In joining the new hub in London, Ellen will become part of what is becoming a global newsroom at The Post in which responsibilities are handed off from Washington to Seoul to London to deliver fast-paced, top-quality coverage to a worldwide audience. The hubs will be responsible for news wherever it breaks during overnight hours in the United States.

Ellen grew up in Lebanon, spent some time in Canada, and is a graduate of the American University in Beirut, with a degree in civil engineering, and Columbia University’s Graduate School of Journalism. Before becoming a journalist, she had intended to become an engineer, and spent one summer in Paris supervising site work on a project for Électricité de France. She is fluent in English, Arabic and French and speaks basic Spanish.

Ellen will start work in London on Aug. 16 after relocating from Beirut.

Adela Suliman

We’re very pleased to announce that Adela Suliman will join The Post to become a breaking-news reporter at our hub in London, joining a team that will play a key role in our global expansion.

Adela is a multi-talented journalist who is comfortable on nearly every continent. She began her journalism career at Al Jazeera in Doha before joining the Reuters news agency in London and later the Thomson Reuters Foundation, where she covered humanitarian and climate change news. She has spent the last year on NBC News’s digital team in London covering breaking world news for an American audience. Adela has worked closely with NBC’s foreign bureaus and correspondents as well as multimedia, social-news gathering and platform teams. For the last 14 months, she has written on a wide range of subjects, including obituaries of Ruth Bader Ginsburg and the global protests in the aftermath of George Floyd’s death, along with the U.S. election, Hong Kong protests, British royal family news and anything else that happens during U.S. overnight hours.

In joining the new hub in London, Adela will become part of what is becoming a global newsroom at The Post in which responsibilities are handed off from Washington to Seoul to London to deliver fast-paced, top-quality coverage to a worldwide audience. The hubs will be responsible for news wherever it breaks during overnight hours in the United States.

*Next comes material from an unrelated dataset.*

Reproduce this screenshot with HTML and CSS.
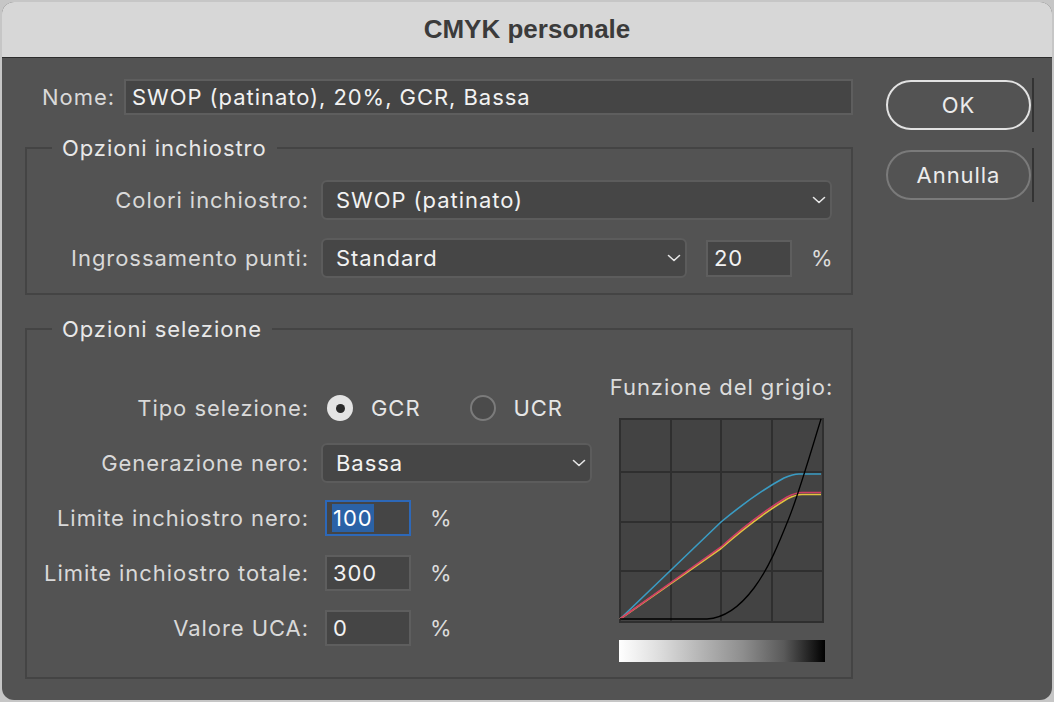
FILE: index.html
```html
<!DOCTYPE html>
<html lang="it">
<head>
<meta charset="utf-8">
<title>CMYK personale</title>
<link rel="stylesheet" href="styles.css">
</head>
<body>
<div class="window">
  <div class="titlebar">CMYK personale</div>
  <div class="content">
    <div class="main">
      <div class="name-row">
        <span class="name-label">Nome:</span>
        <div class="field name-field">SWOP (patinato), 20%, GCR, Bassa</div>
      </div>

      <fieldset class="group ink">
        <legend>Opzioni inchiostro</legend>
        <div class="row">
          <span class="label">Colori inchiostro:</span>
          <div class="select sel-colors"><span>SWOP (patinato)</span>
            <svg class="chev" width="14" height="8" viewBox="0 0 14 8"><path d="M1.5 1.5 L7 6.5 L12.5 1.5" fill="none" stroke="#e6e6e6" stroke-width="1.6" stroke-linecap="round" stroke-linejoin="round"/></svg>
          </div>
        </div>
        <div class="row">
          <span class="label">Ingrossamento punti:</span>
          <div class="select sel-dot"><span>Standard</span>
            <svg class="chev" width="14" height="8" viewBox="0 0 14 8"><path d="M1.5 1.5 L7 6.5 L12.5 1.5" fill="none" stroke="#e6e6e6" stroke-width="1.6" stroke-linecap="round" stroke-linejoin="round"/></svg>
          </div>
          <div class="field num num-dot">20</div>
          <span class="pct">%</span>
        </div>
      </fieldset>

      <fieldset class="group sep">
        <legend>Opzioni selezione</legend>
        <div class="sep-body">
          <div class="sep-left">
            <div class="row">
              <span class="label">Tipo selezione:</span>
              <span class="radio on"></span><span class="radio-text">GCR</span>
              <span class="radio off"></span><span class="radio-text">UCR</span>
            </div>
            <div class="row">
              <span class="label">Generazione nero:</span>
              <div class="select sel-gen"><span>Bassa</span>
                <svg class="chev" width="14" height="8" viewBox="0 0 14 8"><path d="M1.5 1.5 L7 6.5 L12.5 1.5" fill="none" stroke="#e6e6e6" stroke-width="1.6" stroke-linecap="round" stroke-linejoin="round"/></svg>
              </div>
            </div>
            <div class="row">
              <span class="label">Limite inchiostro nero:</span>
              <div class="field num focus"><span class="selected">100</span></div>
              <span class="pct">%</span>
            </div>
            <div class="row">
              <span class="label">Limite inchiostro totale:</span>
              <div class="field num">300</div>
              <span class="pct">%</span>
            </div>
            <div class="row">
              <span class="label">Valore UCA:</span>
              <div class="field num">0</div>
              <span class="pct">%</span>
            </div>
          </div>

          <div class="gray">
            <div class="gray-title">Funzione del grigio:</div>
            <svg class="graph" width="205" height="205" viewBox="0 0 205 205">
              <rect x="0" y="0" width="205" height="205" fill="#434343"/>
              <g stroke="#2f2f2f" stroke-width="2">
                <line x1="52" y1="0" x2="52" y2="205"/>
                <line x1="102" y1="0" x2="102" y2="205"/>
                <line x1="153" y1="0" x2="153" y2="205"/>
                <line x1="0" y1="54" x2="205" y2="54"/>
                <line x1="0" y1="104" x2="205" y2="104"/>
                <line x1="0" y1="153" x2="205" y2="153"/>
              </g>
              <rect x="1" y="1" width="203" height="203" fill="none" stroke="#2f2f2f" stroke-width="2"/>
              <path d="M1 201 L102 104 C125 85 150 68 165 60 C172 57 176 56 180 56 L202 56" fill="none" stroke="#3a9cc4" stroke-width="1.6"/>
              <path d="M1 201 L102 130.5 C125 110 150 92 168 81 C174 78 178 76.5 183 76.5 L202 76.5" fill="none" stroke="#e1c33f" stroke-width="1.6"/>
              <path d="M1 201 L102 129 C125 108 150 90 168 79 C174 76 178 74.5 183 74.5 L202 74.5" fill="none" stroke="#cf3f66" stroke-width="1.6"/>
              <path d="M1 201 L88 201 C105 200 120 190 135 170 C150 150 160 125 170 100 C180 75 193 30 202 1" fill="none" stroke="#000" stroke-width="1.3"/>
            </svg>
            <div class="ramp"></div>
          </div>
        </div>
      </fieldset>
    </div>

    <div class="buttons">
      <div class="btn-wrap"><button class="btn default">OK</button></div>
      <div class="btn-wrap"><button class="btn">Annulla</button></div>
    </div>
  </div>
</div>
</body>
</html>
```
FILE: styles.css
```css
body {
  margin: 0;
  background: #c6c6c6;
  font-family: Inter, "Noto Sans", "Liberation Sans", sans-serif;
  font-size: 22px;
  letter-spacing: 0.95px;
  color: #d9d9d9;
}

.window {
  margin: 2px 0 0 2px;
  width: 1050px;
  height: 698px;
  background: #535353;
  border-radius: 12px;
  overflow: hidden;
}

.titlebar {
  height: 55px;
  background: #d7d7d7;
  border-bottom: 1px solid #2c2c2c;
  display: flex;
  align-items: center;
  justify-content: center;
  font-family: "Liberation Sans", Arial, sans-serif;
  font-weight: bold;
  font-size: 26px;
  letter-spacing: 0;
  color: #3b3b3b;
}

.content {
  display: flex;
  padding-left: 23px;
}

.main {
  width: 828px;
  padding-top: 21px;
}

.name-row {
  display: flex;
  align-items: center;
  height: 36px;
}

.name-label {
  width: 90px;
  text-align: right;
  margin-right: 9px;
  white-space: nowrap;
}

.field {
  box-sizing: border-box;
  border: 2px solid #5e5e5e;
  background: #454545;
  color: #f2f2f2;
  display: flex;
  align-items: center;
}

.name-field {
  flex: 1;
  height: 36px;
  padding-left: 6px;
}

.group {
  margin: 20px 0 0;
  border: 2px solid #444444;
  padding: 19px 0 15px 0;
  min-width: 0;
}

.group legend {
  margin-left: 25px;
  padding: 0 10px;
  font-size: 22px;
  line-height: 26px;
  color: #e8e8e8;
}

.sep {
  margin-top: 21px;
  padding: 0 0 15px 0;
}

.ink .row + .row {
  margin-top: 18px;
}

.row {
  display: flex;
  align-items: center;
  height: 40px;
}

.label {
  width: 282px;
  text-align: right;
  margin-right: 12px;
  white-space: nowrap;
}

.select {
  box-sizing: border-box;
  height: 40px;
  border: 2px solid #5c5c5c;
  border-radius: 6px;
  background: #464646;
  color: #f2f2f2;
  display: flex;
  align-items: center;
  justify-content: space-between;
  padding: 0 4px 0 13px;
}

.sel-colors { width: 511px; }
.sel-dot { width: 366px; }
.sel-gen { width: 271px; }

.num {
  width: 86px;
  height: 36px;
  padding-left: 6px;
}

.num-dot {
  height: 37px;
  margin-left: 19px;
}

.sep-left .num {
  margin-left: 4px;
}

.pct {
  margin-left: 19px;
  color: #dcdcdc;
}

.focus {
  border-color: #2d68b8;
  padding-left: 5px;
}

.selected {
  background: #2b62a6;
  color: #ffffff;
  padding: 1px 1px;
}

.sep-body {
  display: flex;
  justify-content: space-between;
}

.sep-left {
  padding-top: 46px;
  display: flex;
  flex-direction: column;
  gap: 15px;
}

.radio {
  box-sizing: border-box;
  width: 26px;
  height: 26px;
  border-radius: 50%;
  display: flex;
  align-items: center;
  justify-content: center;
}

.radio.on {
  margin-left: 6px;
  background: #e4e4e4;
}

.radio.on::after {
  content: "";
  width: 9px;
  height: 9px;
  border-radius: 50%;
  background: #2b2b2b;
}

.radio.off {
  margin-left: 49px;
  border: 2px solid #7b7b7b;
  background: #4b4b4b;
}

.radio-text {
  margin-left: 18px;
  color: #e6e6e6;
}

.gray {
  width: 205px;
  margin-right: 27px;
  padding-top: 32px;
  display: flex;
  flex-direction: column;
  align-items: center;
}

.gray-title {
  white-space: nowrap;
  line-height: 26px;
  color: #dcdcdc;
}

.graph {
  display: block;
  margin-top: 18px;
}

.ramp {
  margin-top: 17px;
  width: 206px;
  height: 22px;
  background: linear-gradient(to right, #ffffff 0%, #e0e0e0 18%, #b8b8b8 38%, #8e8e8e 60%, #5a5a5a 80%, #000000 100%);
}

.buttons {
  margin-left: 33px;
  padding-top: 20px;
  display: flex;
  flex-direction: column;
  gap: 16px;
}

.btn-wrap {
  padding: 2px 1px 2px 0;
  border-right: 2px solid #333333;
  display: flex;
}

.btn {
  box-sizing: border-box;
  width: 145px;
  height: 50px;
  border-radius: 25px;
  border: 2px solid #7a7a7a;
  background: transparent;
  color: #ececec;
  font-family: Inter, "Noto Sans", "Liberation Sans", sans-serif;
  font-size: 22px;
  letter-spacing: 0.95px;
  padding: 0;
}

.btn.default {
  border-color: #e2e2e2;
}
```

Adela is a graduate of the School of Oriental and African Studies (SOAS), University of London, with a degree in law, and Columbia’s Graduate School of Journalism. Before pivoting to journalism, she spent four years as an international corporate litigator for a top 20 U.K. law firm based in London, Dubai and Tripoli. She has traveled to more than 70 countries, including time as a freelancer in Libya, Sudan, and the United States; she has also reported from Kyrgyzstan, Nepal, Jordan, and much of Europe. Adela grew up in Manchester and London but also spent long stints in Khartoum, the Sudanese capital, where her father was born; in addition to her English, she is proficient in working-level Arabic.

Adela will start work in London in July.